Islamic finance is booming around the globe. Currently, around 500 Islamic banks are operating in 75 countries around the world. Islamic finance is growing at 10-15% per year with GCC Islamic banks constituting 70% of the global total. Non-Muslim countries are also tapping into the growing Islamic finance market by issuing Sukuk or Islamic bonds in droves.
This growing field of ours was supposed to help lift the masses from the pangs of poverty and give them access to basic financial services. However, so far, the growing clout of Islamic financial assets around the world has failed to mitigate income inequality so widespread in Muslim countries.
In the sixties, economists like Mahbub-ul-Haq, Simon Kuznets, and other proponents of capitalism thought that “the balancing forces of growth, competition, and technological progress lead in later stages of development to reduced inequality and greater harmony among the classes” However, the proposition has proved to be wrong in most parts of the world.
The exponential growth in Islamic financial assets in the past two decades has raised incomes for corporations, and their top managers substantially in many Muslim countries. However, income levels for workers at the bottom did not grow that much.

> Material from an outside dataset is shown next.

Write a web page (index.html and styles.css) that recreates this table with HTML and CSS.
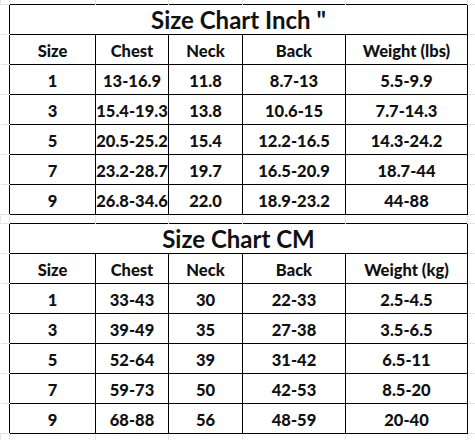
FILE: index.html
```html
<!DOCTYPE html>
<html lang="en">
<head>
<meta charset="utf-8">
<title>Size Chart</title>
<link rel="stylesheet" href="styles.css">
</head>
<body>
<table class="sheet">
  <colgroup>
    <col class="c-g1"><col class="c-size"><col class="c-chest"><col class="c-neck"><col class="c-back"><col class="c-weight"><col class="c-g2">
  </colgroup>
  <tbody>
    <tr class="edge-top"><td class="gl"></td><td class="gap"></td><td class="gap"></td><td class="gap"></td><td class="gap"></td><td class="gap"></td><td class="gr"></td></tr>

    <tr class="row"><td class="gl"></td><td class="title" colspan="5">Size Chart Inch "</td><td class="gr"></td></tr>
    <tr class="row"><td class="gl"></td><td>Size</td><td>Chest</td><td>Neck</td><td>Back</td><td>Weight (lbs)</td><td class="gr"></td></tr>
    <tr class="row"><td class="gl"></td><td>1</td><td>13-16.9</td><td>11.8</td><td>8.7-13</td><td>5.5-9.9</td><td class="gr"></td></tr>
    <tr class="row"><td class="gl"></td><td>3</td><td>15.4-19.3</td><td>13.8</td><td>10.6-15</td><td>7.7-14.3</td><td class="gr"></td></tr>
    <tr class="row"><td class="gl"></td><td>5</td><td>20.5-25.2</td><td>15.4</td><td>12.2-16.5</td><td>14.3-24.2</td><td class="gr"></td></tr>
    <tr class="row"><td class="gl"></td><td>7</td><td>23.2-28.7</td><td>19.7</td><td>16.5-20.9</td><td>18.7-44</td><td class="gr"></td></tr>
    <tr class="row"><td class="gl"></td><td>9</td><td>26.8-34.6</td><td>22.0</td><td>18.9-23.2</td><td>44-88</td><td class="gr"></td></tr>

    <tr class="spacer"><td class="gl"></td><td class="gap"></td><td class="gap"></td><td class="gap"></td><td class="gap"></td><td class="gap"></td><td class="gr"></td></tr>

    <tr class="row"><td class="gl"></td><td class="title" colspan="5">Size Chart CM</td><td class="gr"></td></tr>
    <tr class="row"><td class="gl"></td><td>Size</td><td>Chest</td><td>Neck</td><td>Back</td><td>Weight (kg)</td><td class="gr"></td></tr>
    <tr class="row"><td class="gl"></td><td>1</td><td>33-43</td><td>30</td><td>22-33</td><td>2.5-4.5</td><td class="gr"></td></tr>
    <tr class="row"><td class="gl"></td><td>3</td><td>39-49</td><td>35</td><td>27-38</td><td>3.5-6.5</td><td class="gr"></td></tr>
    <tr class="row"><td class="gl"></td><td>5</td><td>52-64</td><td>39</td><td>31-42</td><td>6.5-11</td><td class="gr"></td></tr>
    <tr class="row"><td class="gl"></td><td>7</td><td>59-73</td><td>50</td><td>42-53</td><td>8.5-20</td><td class="gr"></td></tr>
    <tr class="row"><td class="gl"></td><td>9</td><td>68-88</td><td>56</td><td>48-59</td><td>20-40</td><td class="gr"></td></tr>

    <tr class="edge-bottom"><td class="gl"></td><td class="gap"></td><td class="gap"></td><td class="gap"></td><td class="gap"></td><td class="gap"></td><td class="gr"></td></tr>
  </tbody>
</table>
</body>
</html>
```

FILE: styles.css
```css
html, body {
  margin: 0;
  padding: 0;
  background: #ffffff;
}

.sheet {
  border-collapse: collapse;
  table-layout: fixed;
  width: 475px;
  font-family: Lato, "Open Sans", "Liberation Sans", sans-serif;
  font-weight: 900;
  color: #111111;
}

.c-g1 { width: 9px; }
.c-size { width: 86px; }
.c-chest { width: 73px; }
.c-neck { width: 74px; }
.c-back { width: 103px; }
.c-weight { width: 122px; }
.c-g2 { width: 8px; }

.sheet td {
  padding: 0;
  text-align: center;
  vertical-align: middle;
  white-space: nowrap;
  overflow: hidden;
}

.row td {
  height: 27px;
  border: 1px solid #000;
  font-size: 16.5px;
  line-height: 20px;
  padding-top: 2px;
}

.row td.title {
  font-size: 24px;
  font-weight: 700;
  padding-top: 1px;
  height: 28px;
}

.row td.gl,
.row td.gr {
  border: none;
  border-top: 1px solid #e3e3e3;
  border-bottom: 1px solid #e3e3e3;
}

.edge-top td {
  height: 4px;
  border: none;
  border-left: 1px solid #e3e3e3;
  border-right: 1px solid #e3e3e3;
}

.spacer td {
  height: 8px;
  border: none;
  border-left: 1px solid #e6e6e6;
  border-right: 1px solid #e6e6e6;
}

.edge-bottom td {
  height: 6px;
  border: none;
  border-left: 1px solid #e6e6e6;
  border-right: 1px solid #e6e6e6;
}
```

Islamic finance seems to be following the footsteps of conventional finance (or capitalism as we know it today) in every sense of the word, from product structuring to marketing and everything in between. Despite all the fanfare in the growing field of Islamic finance, no significant data suggests that any Muslim country was able to reduce income inequality by utilizing excess liquidity in Islamic financial assets. Islamic economists as well as practitioners, so far, have failed to suggest and implement ways to reduce income inequality among the masses in Muslim countries.
The other day, we published a story on how much assets Muslim individuals, governments, institutions, and other stakeholders have while tens of millions of people are suffering from abject poverty in most Muslim countries. The policymakers, as well as Islamic finance practitioners, have to give serious thought to how the poorest of the poor could also benefit from the growing assets of the Islamic finance industry. If it is not done so, the industry is doomed to fail and will be considered as yet another face of conventional finance which infamously takes care of the haves but utterly ignores the plight of the have-nots.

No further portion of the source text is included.